Ecco nel dettaglio, e in ordine cronologico, i due interventi. Scrive l’Anm: «Desta profondo allarme la risposta dell’onorevole Luciano D’Alfonso al comunicato di questa Giunta distrettuale dell’Anm. Ciò che sgomenta», puntualizza l’Associazione Magistrati, «è che, ancora una volta, di fronte all’invito a porre fine ad inaccettabili e denigratori attacchi ad un magistrato della Repubblica Italiana, un deputato (rappresentante, quindi, di altro potere del medesimo Stato) strumentalizzi l’occasione per protrarre le condotte aggressive, dirette all’attacco violento e lesivo della dignità del magistrato – definito con epiteti altamente offensivi della sua persona e del ruolo che svolge -, senza cogliere l’appello a ricondurre le dichiarazioni in toni continenti. Il rispetto delle prerogative di ciascun potere dello Stato», scrive Anm, «è necessario non per la tutela del singolo magistrato, ma per restituire al cittadino l’immagine corretta del funzionamento dello Stato di diritto, della divisione dei poteri, della legalità, della indipendenza ed imparzialità del magistrato, dell’obbligo di esercizio dell’azione penale da parte del Pubblico ministero, del giusto processo e del contraddittorio delle parti, principi tutti questi il cui fine ultimo è quello della effettiva salvaguardia e tutela del diritto dei singoli».
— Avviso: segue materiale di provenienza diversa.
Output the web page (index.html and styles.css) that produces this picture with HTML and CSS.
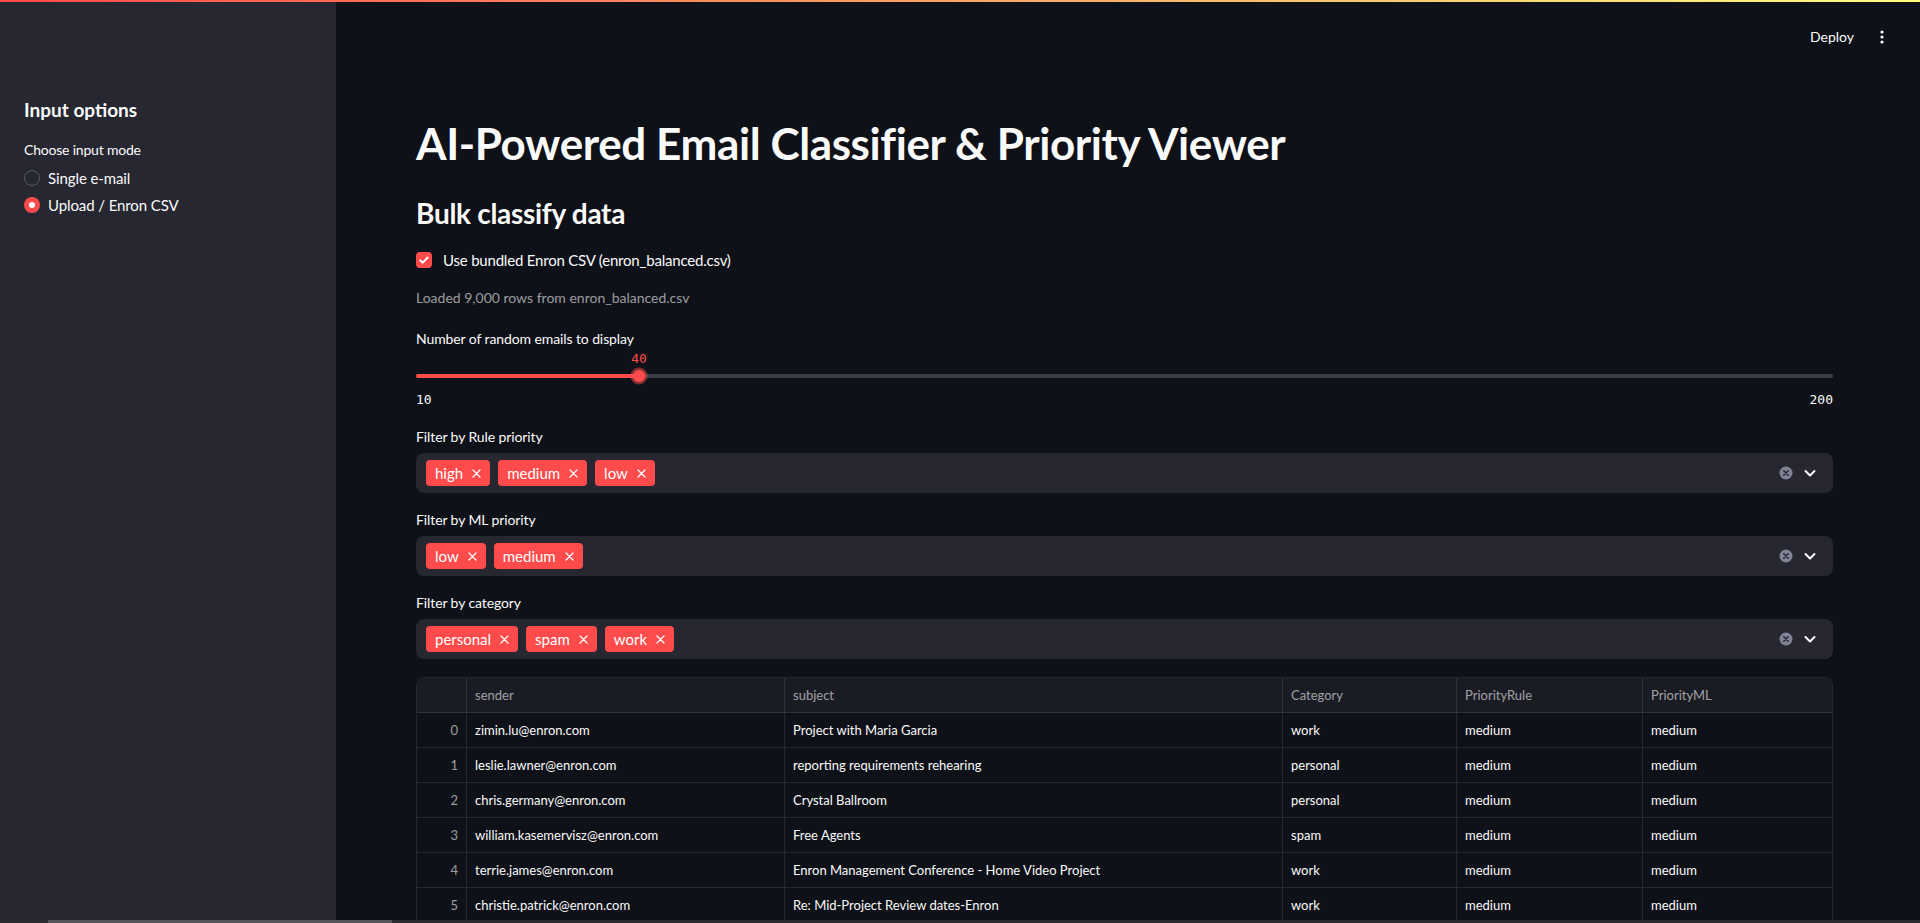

«L’accusa ai magistrati di agire per fini estranei alla funzione giurisdizionale, tentando di minarne – specie con rifermento a indagini e processi in corso – la serenità e l’imparzialità», prosegue la nota, «delegittima profondamente la funzione e il ruolo della Magistratura in uno Stato di diritto, che la corretta dialettica tra i poteri dello Stato dovrebbe invece preservare», conclude l’associazione del magistrati abruzzesi.
Replica quindi D’Afonso: «Restituisco qualsiasi ipotesi su una presunta volontà di produrre polemica nei confronti della magistratura, poiché coltivo senza fatica un rispetto totale e incondizionato verso la funzione delle attività magistratuali giudiziarie. Ritengo però mio diritto e dovere quello di informare l’opinione pubblica su fatti che mi riguardano, soprattutto per il ruolo che rivesto, che mi è stato conferito ripetutamente dal mandato popolare, nonostante le sofferenze patite».
Il deputato dem prosegue ricordando: «Fui proprio io, non appena mi resi conto che stava accadendo qualcosa di irrituale attorno ai miei collaboratori, per l’ennesima volta, a rivolgermi alla magistratura per denunciare quanto veniva posto in essere in maniera stravagante, tanto che poi purtroppo un membro super consigliato delle forze dell’ordine è stato sottoposto a giudizio e condannato in primo grado, grazie al lavoro rigoroso dell’attuale Procura della Repubblica di Pescara e ai magistrati giudicanti competenti che si sono applicati – come in ogni altro caso – con la dovuta dedizione, mai emotiva e mai cercatrice di consenso».
E conclude D’Alfonso: «Rimango a disposizione dell’Anm Abruzzo per un confronto sereno e pacato sui temi della giustizia, con particolare riguardo agli insostituibili passaggi della fase del procedimento penale e all’applicazione coerente del fondamentale articolo 358 codice di procedura penale e ai tempi del giusto processo».